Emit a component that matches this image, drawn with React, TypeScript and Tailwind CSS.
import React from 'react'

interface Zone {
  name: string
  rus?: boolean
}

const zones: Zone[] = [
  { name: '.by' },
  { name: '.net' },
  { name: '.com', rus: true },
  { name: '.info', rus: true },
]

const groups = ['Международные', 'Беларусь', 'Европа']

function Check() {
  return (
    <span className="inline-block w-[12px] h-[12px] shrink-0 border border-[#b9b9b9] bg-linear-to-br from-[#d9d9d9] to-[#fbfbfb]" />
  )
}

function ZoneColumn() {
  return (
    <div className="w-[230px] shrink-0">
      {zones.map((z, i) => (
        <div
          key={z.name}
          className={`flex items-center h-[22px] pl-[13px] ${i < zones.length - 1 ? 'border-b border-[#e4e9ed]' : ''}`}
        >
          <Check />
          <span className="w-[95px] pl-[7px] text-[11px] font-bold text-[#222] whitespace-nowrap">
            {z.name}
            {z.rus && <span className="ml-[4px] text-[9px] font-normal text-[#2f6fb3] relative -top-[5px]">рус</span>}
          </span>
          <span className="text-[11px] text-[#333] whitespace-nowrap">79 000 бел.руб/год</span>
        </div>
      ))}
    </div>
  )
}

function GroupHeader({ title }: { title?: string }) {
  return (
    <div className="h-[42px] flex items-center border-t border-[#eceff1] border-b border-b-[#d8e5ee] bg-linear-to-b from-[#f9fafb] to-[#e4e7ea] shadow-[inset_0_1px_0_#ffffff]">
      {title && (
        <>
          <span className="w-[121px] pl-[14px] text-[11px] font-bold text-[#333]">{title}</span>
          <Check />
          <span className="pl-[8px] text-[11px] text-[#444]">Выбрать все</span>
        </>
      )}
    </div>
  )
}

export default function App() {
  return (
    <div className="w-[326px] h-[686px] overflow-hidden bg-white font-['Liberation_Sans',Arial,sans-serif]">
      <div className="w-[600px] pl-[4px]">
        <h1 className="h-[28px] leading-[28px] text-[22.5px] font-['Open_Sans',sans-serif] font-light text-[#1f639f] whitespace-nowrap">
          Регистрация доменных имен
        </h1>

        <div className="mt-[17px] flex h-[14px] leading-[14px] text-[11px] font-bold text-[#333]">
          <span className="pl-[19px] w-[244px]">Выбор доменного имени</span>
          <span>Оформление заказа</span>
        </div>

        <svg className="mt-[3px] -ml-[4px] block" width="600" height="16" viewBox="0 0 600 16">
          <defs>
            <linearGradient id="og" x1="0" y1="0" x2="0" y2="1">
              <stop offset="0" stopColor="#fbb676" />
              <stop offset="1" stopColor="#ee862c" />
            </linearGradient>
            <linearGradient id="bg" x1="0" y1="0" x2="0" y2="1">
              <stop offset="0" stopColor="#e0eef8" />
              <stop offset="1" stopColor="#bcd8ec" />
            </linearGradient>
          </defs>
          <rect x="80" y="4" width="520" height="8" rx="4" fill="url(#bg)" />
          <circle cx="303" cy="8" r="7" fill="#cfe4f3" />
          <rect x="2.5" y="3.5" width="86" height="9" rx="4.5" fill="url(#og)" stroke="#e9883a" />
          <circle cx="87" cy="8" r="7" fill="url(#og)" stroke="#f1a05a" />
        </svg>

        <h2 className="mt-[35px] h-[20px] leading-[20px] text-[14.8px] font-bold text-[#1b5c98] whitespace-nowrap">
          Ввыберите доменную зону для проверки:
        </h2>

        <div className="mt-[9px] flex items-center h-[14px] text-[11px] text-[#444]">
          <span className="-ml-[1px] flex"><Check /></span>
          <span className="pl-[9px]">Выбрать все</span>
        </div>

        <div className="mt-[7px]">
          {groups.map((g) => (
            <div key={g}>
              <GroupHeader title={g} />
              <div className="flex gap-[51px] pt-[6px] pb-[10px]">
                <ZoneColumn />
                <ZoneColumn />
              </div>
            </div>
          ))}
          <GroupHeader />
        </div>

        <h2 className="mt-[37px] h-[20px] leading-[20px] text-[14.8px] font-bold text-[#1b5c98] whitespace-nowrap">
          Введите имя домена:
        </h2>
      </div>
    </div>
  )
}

→ To do
Reproduce all of the material above word for word.

→ Result of this task
Emit a component that matches this image, drawn with React, TypeScript and Tailwind CSS.
import React from 'react'

interface Zone {
  name: string
  rus?: boolean
}

const zones: Zone[] = [
  { name: '.by' },
  { name: '.net' },
  { name: '.com', rus: true },
  { name: '.info', rus: true },
]

const groups = ['Международные', 'Беларусь', 'Европа']

function Check() {
  return (
    <span className="inline-block w-[12px] h-[12px] shrink-0 border border-[#b9b9b9] bg-linear-to-br from-[#d9d9d9] to-[#fbfbfb]" />
  )
}

function ZoneColumn() {
  return (
    <div className="w-[230px] shrink-0">
      {zones.map((z, i) => (
        <div
          key={z.name}
          className={`flex items-center h-[22px] pl-[13px] ${i < zones.length - 1 ? 'border-b border-[#e4e9ed]' : ''}`}
        >
          <Check />
          <span className="w-[95px] pl-[7px] text-[11px] font-bold text-[#222] whitespace-nowrap">
            {z.name}
            {z.rus && <span className="ml-[4px] text-[9px] font-normal text-[#2f6fb3] relative -top-[5px]">рус</span>}
          </span>
          <span className="text-[11px] text-[#333] whitespace-nowrap">79 000 бел.руб/год</span>
        </div>
      ))}
    </div>
  )
}

function GroupHeader({ title }: { title?: string }) {
  return (
    <div className="h-[42px] flex items-center border-t border-[#eceff1] border-b border-b-[#d8e5ee] bg-linear-to-b from-[#f9fafb] to-[#e4e7ea] shadow-[inset_0_1px_0_#ffffff]">
      {title && (
        <>
          <span className="w-[121px] pl-[14px] text-[11px] font-bold text-[#333]">{title}</span>
          <Check />
          <span className="pl-[8px] text-[11px] text-[#444]">Выбрать все</span>
        </>
      )}
    </div>
  )
}

export default function App() {
  return (
    <div className="w-[326px] h-[686px] overflow-hidden bg-white font-['Liberation_Sans',Arial,sans-serif]">
      <div className="w-[600px] pl-[4px]">
        <h1 className="h-[28px] leading-[28px] text-[22.5px] font-['Open_Sans',sans-serif] font-light text-[#1f639f] whitespace-nowrap">
          Регистрация доменных имен
        </h1>

        <div className="mt-[17px] flex h-[14px] leading-[14px] text-[11px] font-bold text-[#333]">
          <span className="pl-[19px] w-[244px]">Выбор доменного имени</span>
          <span>Оформление заказа</span>
        </div>

        <svg className="mt-[3px] -ml-[4px] block" width="600" height="16" viewBox="0 0 600 16">
          <defs>
            <linearGradient id="og" x1="0" y1="0" x2="0" y2="1">
              <stop offset="0" stopColor="#fbb676" />
              <stop offset="1" stopColor="#ee862c" />
            </linearGradient>
            <linearGradient id="bg" x1="0" y1="0" x2="0" y2="1">
              <stop offset="0" stopColor="#e0eef8" />
              <stop offset="1" stopColor="#bcd8ec" />
            </linearGradient>
          </defs>
          <rect x="80" y="4" width="520" height="8" rx="4" fill="url(#bg)" />
          <circle cx="303" cy="8" r="7" fill="#cfe4f3" />
          <rect x="2.5" y="3.5" width="86" height="9" rx="4.5" fill="url(#og)" stroke="#e9883a" />
          <circle cx="87" cy="8" r="7" fill="url(#og)" stroke="#f1a05a" />
        </svg>

        <h2 className="mt-[35px] h-[20px] leading-[20px] text-[14.8px] font-bold text-[#1b5c98] whitespace-nowrap">
          Ввыберите доменную зону для проверки:
        </h2>

        <div className="mt-[9px] flex items-center h-[14px] text-[11px] text-[#444]">
          <span className="-ml-[1px] flex"><Check /></span>
          <span className="pl-[9px]">Выбрать все</span>
        </div>

        <div className="mt-[7px]">
          {groups.map((g) => (
            <div key={g}>
              <GroupHeader title={g} />
              <div className="flex gap-[51px] pt-[6px] pb-[10px]">
                <ZoneColumn />
                <ZoneColumn />
              </div>
            </div>
          ))}
          <GroupHeader />
        </div>

        <h2 className="mt-[37px] h-[20px] leading-[20px] text-[14.8px] font-bold text-[#1b5c98] whitespace-nowrap">
          Введите имя домена:
        </h2>
      </div>
    </div>
  )
}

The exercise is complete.